START Given data
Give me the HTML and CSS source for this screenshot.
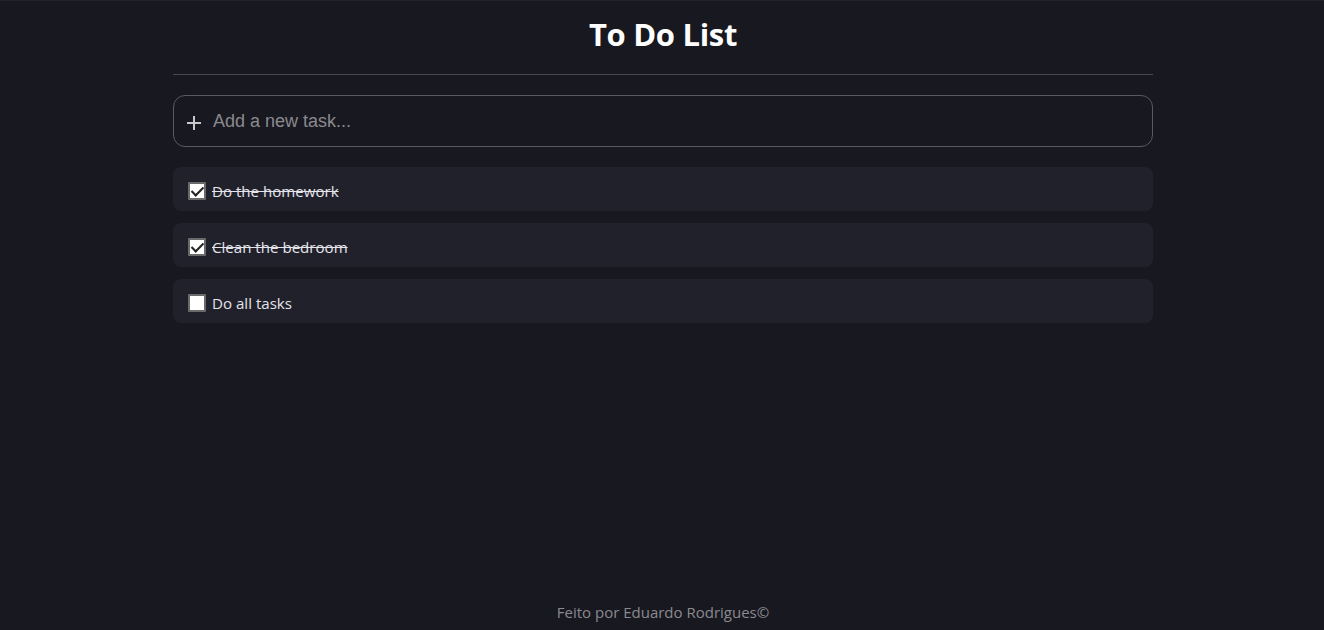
FILE: index.html
```html
<!DOCTYPE html>
<html lang="en">
<head>
<meta charset="utf-8">
<title>To Do List</title>
<link rel="stylesheet" href="styles.css">
</head>
<body>
<div class="page">
  <main class="container">
    <h1 class="title">To Do List</h1>
    <hr class="divider">
    <label class="new-task">
      <svg class="plus" width="16" height="16" viewBox="0 0 16 16"><path d="M8 1v14M1 8h14" stroke="#c8c8c8" stroke-width="2" fill="none"/></svg>
      <input class="new-input" type="text" placeholder="Add a new task...">
    </label>
    <ul class="tasks">
      <li class="task done"><input class="check" type="checkbox" checked><span class="label">Do the homework</span></li>
      <li class="task done"><input class="check" type="checkbox" checked><span class="label">Clean the bedroom</span></li>
      <li class="task"><input class="check" type="checkbox"><span class="label">Do all tasks</span></li>
    </ul>
  </main>
  <footer class="footer">Feito por Eduardo Rodrigues©</footer>
</div>
</body>
</html>
```
FILE: styles.css
```css
* { box-sizing: border-box; }
html, body { margin: 0; height: 100%; }
body {
  background: #181820;
  color: #fff;
  font-family: "Open Sans", "Noto Sans", sans-serif;
}
.page {
  min-height: 100vh;
  display: flex;
  flex-direction: column;
  border-top: 1px solid #23232c;
  padding-left: 2px;
}
.container {
  width: 980px;
  margin: 0 auto;
  flex: 1;
}
.title {
  margin: 0;
  padding-top: 13px;
  height: 56px;
  text-align: center;
  font-size: 31px;
  font-weight: 700;
  line-height: 40px;
  letter-spacing: -0.3px;
}
.divider {
  margin: 17px 0 0;
  border: 0;
  border-top: 1px solid #4a4a4e;
}
.new-task {
  margin-top: 20px;
  height: 52px;
  border: 1px solid #5a5a5e;
  border-radius: 12px;
  display: flex;
  align-items: center;
  padding: 0 12px;
  gap: 11px;
}
.plus { flex: none; margin-top: 3px; }
.new-input {
  flex: 1;
  background: transparent;
  border: 0;
  outline: none;
  color: #ddd;
  font-family: "Liberation Sans", Arial, sans-serif;
  font-size: 18px;
  padding: 0;
}
.new-input::placeholder { color: #8a8a8e; }
.tasks {
  list-style: none;
  margin: 20px 0 0;
  padding: 0;
  display: flex;
  flex-direction: column;
  gap: 12px;
}
.task {
  height: 44px;
  background: #21212c;
  border-radius: 8px;
  display: flex;
  align-items: center;
  padding: 4px 14px 0 15px;
  font-size: 15.1px;
  color: #e4e4ea;
}
.check {
  width: 18px;
  height: 18px;
  margin: 0 6px 0 0;
  appearance: none;
  -webkit-appearance: none;
  background: #fff;
  border: 2px solid #6a6a6a;
  border-radius: 1px;
  position: relative;
}
.check:checked::after {
  content: "";
  position: absolute;
  left: 4px;
  top: 0px;
  width: 5px;
  height: 10px;
  border: solid #222;
  border-width: 0 2.5px 2.5px 0;
  transform: rotate(45deg);
}
.done .label { text-decoration: line-through; }
.footer {
  text-align: center;
  color: #8a8a90;
  font-size: 15px;
  padding-bottom: 8px;
}
```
END Given data
Task prompt – Repeat the material above word for word, please, apart from its images.

Response –
Give me the HTML and CSS source for this screenshot.
FILE: index.html
```html
<!DOCTYPE html>
<html lang="en">
<head>
<meta charset="utf-8">
<title>To Do List</title>
<link rel="stylesheet" href="styles.css">
</head>
<body>
<div class="page">
  <main class="container">
    <h1 class="title">To Do List</h1>
    <hr class="divider">
    <label class="new-task">
      <svg class="plus" width="16" height="16" viewBox="0 0 16 16"><path d="M8 1v14M1 8h14" stroke="#c8c8c8" stroke-width="2" fill="none"/></svg>
      <input class="new-input" type="text" placeholder="Add a new task...">
    </label>
    <ul class="tasks">
      <li class="task done"><input class="check" type="checkbox" checked><span class="label">Do the homework</span></li>
      <li class="task done"><input class="check" type="checkbox" checked><span class="label">Clean the bedroom</span></li>
      <li class="task"><input class="check" type="checkbox"><span class="label">Do all tasks</span></li>
    </ul>
  </main>
  <footer class="footer">Feito por Eduardo Rodrigues©</footer>
</div>
</body>
</html>
```
FILE: styles.css
```css
* { box-sizing: border-box; }
html, body { margin: 0; height: 100%; }
body {
  background: #181820;
  color: #fff;
  font-family: "Open Sans", "Noto Sans", sans-serif;
}
.page {
  min-height: 100vh;
  display: flex;
  flex-direction: column;
  border-top: 1px solid #23232c;
  padding-left: 2px;
}
.container {
  width: 980px;
  margin: 0 auto;
  flex: 1;
}
.title {
  margin: 0;
  padding-top: 13px;
  height: 56px;
  text-align: center;
  font-size: 31px;
  font-weight: 700;
  line-height: 40px;
  letter-spacing: -0.3px;
}
.divider {
  margin: 17px 0 0;
  border: 0;
  border-top: 1px solid #4a4a4e;
}
.new-task {
  margin-top: 20px;
  height: 52px;
  border: 1px solid #5a5a5e;
  border-radius: 12px;
  display: flex;
  align-items: center;
  padding: 0 12px;
  gap: 11px;
}
.plus { flex: none; margin-top: 3px; }
.new-input {
  flex: 1;
  background: transparent;
  border: 0;
  outline: none;
  color: #ddd;
  font-family: "Liberation Sans", Arial, sans-serif;
  font-size: 18px;
  padding: 0;
}
.new-input::placeholder { color: #8a8a8e; }
.tasks {
  list-style: none;
  margin: 20px 0 0;
  padding: 0;
  display: flex;
  flex-direction: column;
  gap: 12px;
}
.task {
  height: 44px;
  background: #21212c;
  border-radius: 8px;
  display: flex;
  align-items: center;
  padding: 4px 14px 0 15px;
  font-size: 15.1px;
  color: #e4e4ea;
}
.check {
  width: 18px;
  height: 18px;
  margin: 0 6px 0 0;
  appearance: none;
  -webkit-appearance: none;
  background: #fff;
  border: 2px solid #6a6a6a;
  border-radius: 1px;
  position: relative;
}
.check:checked::after {
  content: "";
  position: absolute;
  left: 4px;
  top: 0px;
  width: 5px;
  height: 10px;
  border: solid #222;
  border-width: 0 2.5px 2.5px 0;
  transform: rotate(45deg);
}
.done .label { text-decoration: line-through; }
.footer {
  text-align: center;
  color: #8a8a90;
  font-size: 15px;
  padding-bottom: 8px;
}
```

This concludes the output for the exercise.